Broadcom has issued the security bulletin VMSA-2025-0013, revealing four critical vulnerabilities affecting VMware ESXi and VMware Tools for Windows, with CVSS scores ranging from 7.1 to 9.3. Among them are flaws that permit code execution on the hypervisor from a compromised virtual machine: the feared VM escape.

However, the most concerning aspect is not just the technical severity of the flaws, but also the business strategy enforced by Broadcom: without an active support contract, customers cannot access patches, even if they hold legally purchased perpetual licenses.

“It’s unacceptable that a critical vulnerability cannot be fixed unless you pay an additional fee. This policy turns enterprise software into a systemic risk,” warns David Carrero, cloud infrastructure expert and co-founder of Stackscale (Grupo Aire).

🛑 Which versions are affected?

The flaws impact multiple versions of VMware ESXi:

ESXi 8.0: needs to be updated to ESXi80U3f-24784735 or ESXi80U2e-24789317.

ESXi 7.0: requires updating to ESXi70U3w-24784741.

Additionally, VMware Tools on Windows systems is vulnerable to a memory disclosure flaw (CVE-2025-41239), requiring updates to:

Tools 13.0.1.0, or

Tools 12.5.3 (for 32-bit Windows).

Linux and macOS systems are not affected by this last vulnerability and do not require immediate Tool updates.

🔍 Technical analysis of critical flaws

The vulnerabilities were identified during Pwn2Own Berlin 2025:

CVE-2025-41236 (VMXNET3): integer overflow allowing code execution on the host from the VM.

CVE-2025-41237 (VMCI): underflow that enables out-of-bounds write.

CVE-2025-41238 (PVSCSI): heap overflow.

CVE-2025-41239 (vSockets): memory leak from host processes to the VM.

All require the attacker to have administrator privileges on the compromised VM and allow varying degrees of host compromise.

🧱 The support barrier: no contract, no updates

Broadcom has previously confirmed that:

“Only customers with an active support contract and valid licenses for the relevant version can view or download patches.”

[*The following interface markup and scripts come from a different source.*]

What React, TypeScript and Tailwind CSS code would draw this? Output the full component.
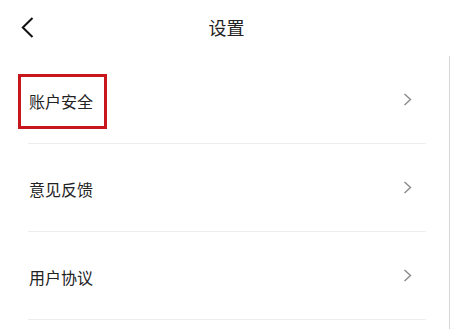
import { Fragment } from 'react';

const items = ['账户安全', '意见反馈', '用户协议'];

function ChevronRight() {
  return (
    <svg width="9" height="13" viewBox="0 0 9 13" fill="none" aria-hidden="true">
      <path d="M1.5 1 L7.5 6.5 L1.5 12" stroke="#8a8a8a" strokeWidth="1.4" />
    </svg>
  );
}

export default function App() {
  return (
    <div
      className="h-[329px] w-[451px] overflow-hidden bg-white text-[#222]"
      style={{ fontFamily: '"Noto Sans CJK SC", "Noto Sans", sans-serif' }}
    >
      {/* Header */}
      <div className="relative flex h-[56px] items-center justify-center pb-[3px]">
        <button className="absolute left-[21px] top-[17px]" aria-label="返回">
          <svg width="13" height="21" viewBox="0 0 13 21" fill="none" aria-hidden="true">
            <path d="M11.5 1 L1.8 10.5 L11.5 20" stroke="#111" strokeWidth="2" />
          </svg>
        </button>
        <h1 className="pl-[2px] text-[18px] leading-none text-[#222]">设置</h1>
      </div>

      {/* List */}
      <div className="h-[273px] w-[450px] border-r border-[#d6d6d6]">
        {items.map((label, i) => (
          <Fragment key={label}>
            <div className="relative ml-[28px] mr-[23px] flex h-[88px] items-center justify-between border-b border-[#eeeeee] pl-[1px] pr-[14px]">
              <span className="pt-[2px] text-[16px] leading-none text-[#222]">{label}</span>
              <ChevronRight />
              {i === 0 && (
                <div className="pointer-events-none absolute left-[-10px] top-[18px] h-[55px] w-[89px] border-[3px] border-[#c8161d]" />
              )}
            </div>
          </Fragment>
        ))}
      </div>
    </div>
  );
}
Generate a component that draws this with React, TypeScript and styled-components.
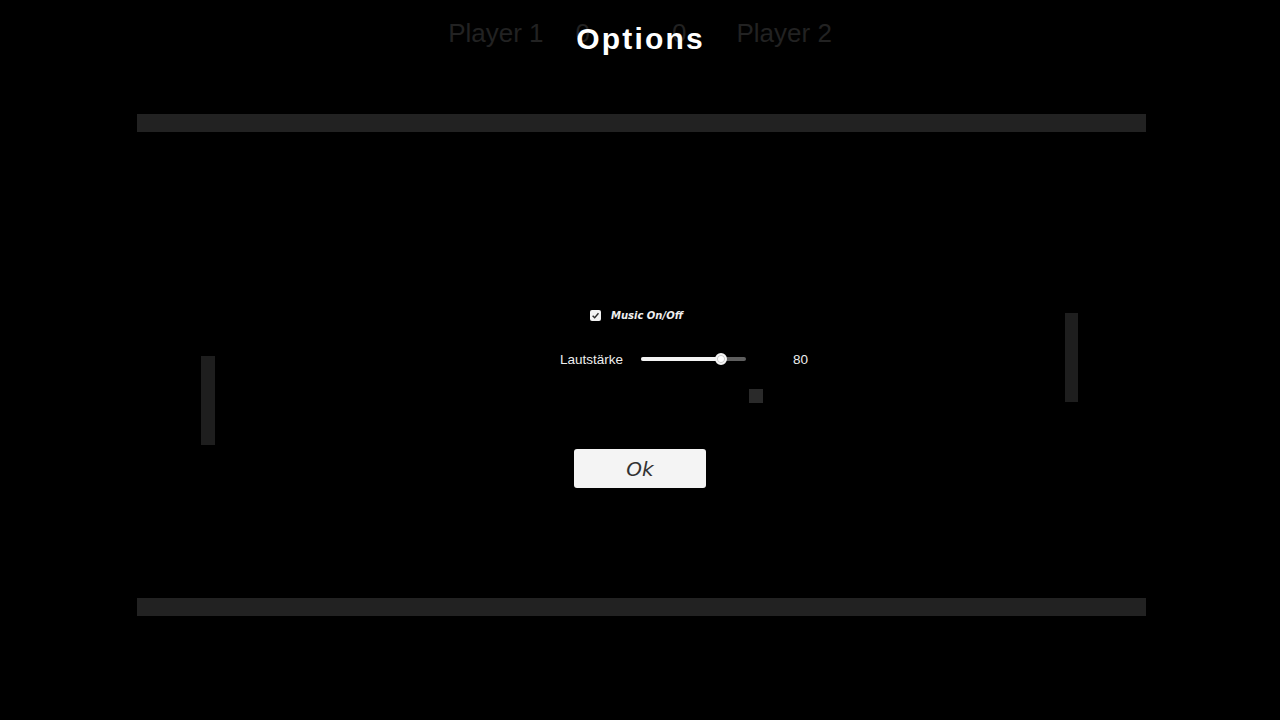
import React from 'react';
import styled, {createGlobalStyle} from 'styled-components';

const GlobalStyle = createGlobalStyle`
  html, body {
    margin: 0;
    padding: 0;
    background: #000;
  }
  body {
    font-family: 'Liberation Sans', Arial, sans-serif;
  }
`;

const VOLUME = 80;
const TRACK_WIDTH = 105;
const HANDLE_SIZE = 12;

export default function App() {
  const handleCenter = HANDLE_SIZE / 2 + ((TRACK_WIDTH - HANDLE_SIZE) * VOLUME) / 100;

  return (
    <Screen>
      <GlobalStyle />
      <ScoreBar>
        <PlayerName>Player 1</PlayerName>
        <Score $gapRight={82}>0</Score>
        <Score $gapRight={50}>0</Score>
        <PlayerName>Player 2</PlayerName>
      </ScoreBar>

      <Field>
        <Wall />
        <Wall />
        <Paddle $left={64} $top={242} $width={14} />
        <Paddle $left={928} $top={199} $width={13} />
        <Ball />
      </Field>

      <Overlay>
        <Title>Options</Title>
        <Panel>
          <CheckRow>
            <CheckBox>
              <svg width="9" height="9" viewBox="0 0 10 10">
                <path d="M1.8 5.2 L4.1 7.5 L8.3 2.6" fill="none" stroke="#2b2b2b" strokeWidth="1.6" />
              </svg>
            </CheckBox>
            <CheckLabel>Music On/Off</CheckLabel>
          </CheckRow>
          <SliderRow>
            <SliderLabel>Lautstärke</SliderLabel>
            <Track>
              <TrackFill style={{width: handleCenter}} />
              <Handle style={{left: handleCenter - HANDLE_SIZE / 2}} />
            </Track>
            <SliderValue>{VOLUME}</SliderValue>
          </SliderRow>
        </Panel>
        <OkButton type="button">Ok</OkButton>
      </Overlay>
    </Screen>
  );
}

const Screen = styled.div`
  position: relative;
  width: 1280px;
  height: 720px;
  background: #000;
  overflow: hidden;
  display: flex;
  flex-direction: column;
`;

const ScoreBar = styled.div`
  display: flex;
  justify-content: center;
  padding-top: 18px;
  height: 30px;
  font-size: 26px;
  line-height: 30px;
  color: #222;
`;

const PlayerName = styled.div`
  &:first-child {
    margin-right: 32px;
  }
`;

const Score = styled.div<{$gapRight: number}>`
  margin-right: ${p => p.$gapRight}px;
`;

const Field = styled.div`
  position: relative;
  margin: 66px 0 0 137px;
  width: 1009px;
  height: 502px;
  display: flex;
  flex-direction: column;
  justify-content: space-between;
`;

const Wall = styled.div`
  height: 18px;
  background: #222;
`;

const Paddle = styled.div<{$left: number; $top: number; $width: number}>`
  position: absolute;
  left: ${p => p.$left}px;
  top: ${p => p.$top}px;
  width: ${p => p.$width}px;
  height: 89px;
  background: #1e1e1e;
`;

const Ball = styled.div`
  position: absolute;
  left: 612px;
  top: 275px;
  width: 14px;
  height: 14px;
  background: #2a2a2a;
`;

const Overlay = styled.div`
  position: absolute;
  inset: 0;
  display: flex;
  flex-direction: column;
  align-items: center;
`;

const Title = styled.h1`
  margin: 21px 0 0 1px;
  height: 36px;
  font-size: 30px;
  line-height: 36px;
  font-weight: 700;
  letter-spacing: 2.2px;
  color: #fff;
`;

const Panel = styled.div`
  align-self: flex-start;
  margin: 252px 0 0 560px;
  width: 248px;
  display: flex;
  flex-direction: column;
  gap: 30px;
`;

const CheckRow = styled.div`
  display: flex;
  align-items: center;
  gap: 10px;
  height: 12px;
  padding-left: 30px;
`;

const CheckBox = styled.div`
  width: 11px;
  height: 11px;
  border-radius: 2px;
  background: #f2f2f2;
  display: flex;
  align-items: center;
  justify-content: center;
`;

const CheckLabel = styled.span`
  font-family: 'DejaVu Sans', Verdana, sans-serif;
  font-size: 10px;
  font-style: italic;
  font-weight: 700;
  color: #eee;
`;

const SliderRow = styled.div`
  display: grid;
  grid-template-columns: 81px ${TRACK_WIDTH}px 1fr;
  align-items: center;
  height: 16px;
`;

const SliderLabel = styled.span`
  font-size: 13.5px;
  color: #eee;
`;

const Track = styled.div`
  position: relative;
  height: 4px;
  border-radius: 2px;
  background: #5e5e5e;
`;

const TrackFill = styled.div`
  height: 100%;
  border-radius: 2px;
  background: #f4f4f4;
`;

const Handle = styled.div`
  position: absolute;
  top: -4px;
  width: ${HANDLE_SIZE}px;
  height: ${HANDLE_SIZE}px;
  box-sizing: border-box;
  border-radius: 50%;
  background: #fff;
  border: 2px solid #f4f4f4;
  box-shadow: inset 0 0 0 1px #ccc;
`;

const SliderValue = styled.span`
  text-align: right;
  font-size: 13.5px;
  color: #eee;
`;

const OkButton = styled.button`
  margin-top: 82px;
  width: 132px;
  height: 39px;
  border: none;
  border-radius: 3px;
  background: #f4f4f4;
  font-family: 'DejaVu Sans', Verdana, sans-serif;
  font-size: 20px;
  font-style: italic;
  color: #333;
  padding: 0;
`;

This means users with unsupported environments, or using legacy versions without an updated support contract, have no legal right to apply patches, even if critically affected.

Access to patches is managed via Broadcom’s support portal and linked to registered site licenses. If the exact version is not present, access is denied.

“It’s a very dangerous precedent for corporate cybersecurity. If a company cannot apply a critical patch due to commercial reasons, the provider’s responsibility is clear,” Carrero states.

⚙️ Implications for system administrators

1. VMware ESXi must be updated to the appropriate corrected version.

2. VMware Tools on Windows machines must be manually updated (not available via Windows Update or included in the ESXi base image).

3. No alternative solutions or mitigations are available.

4. Updating vCenter is not necessary, but compatibility should be verified before applying patches.

5. Live Patch only works in environments with vSphere Foundation 9.0 and is not supported on hosts with active TPM.

6. Clients with outdated environments (vSphere 6.5/6.7) must upgrade to vSphere 7 or 8 with extended support to patch effectively.

Recommendations

Immediately audit the installed ESXi and VMware Tools versions.

– Check if active support exists and if the affected version is eligible for patches.

Plan urgent migrations or support renewals to access updates.

– Develop a contingency plan if patching isn’t possible (reduce attack vectors, segment networks, isolate systems).

– For critical infrastructure, consider transitioning to hypervisors with better patching policies (Proxmox, KVM, Nutanix CE…).

📌 Conclusion

The release of VMSA-2025-0013 not only highlights the technical vulnerabilities in ESXi and VMware Tools but also the new commercial reality imposed by Broadcom: cybersecurity becomes a privilege, not a shared responsibility.

Carrero clearly summarizes:

“With policies like these, Broadcom is prompting many administrators to rethink their loyalty to VMware. Digital sovereignty also starts with being able to protect your infrastructure without abusive conditions.”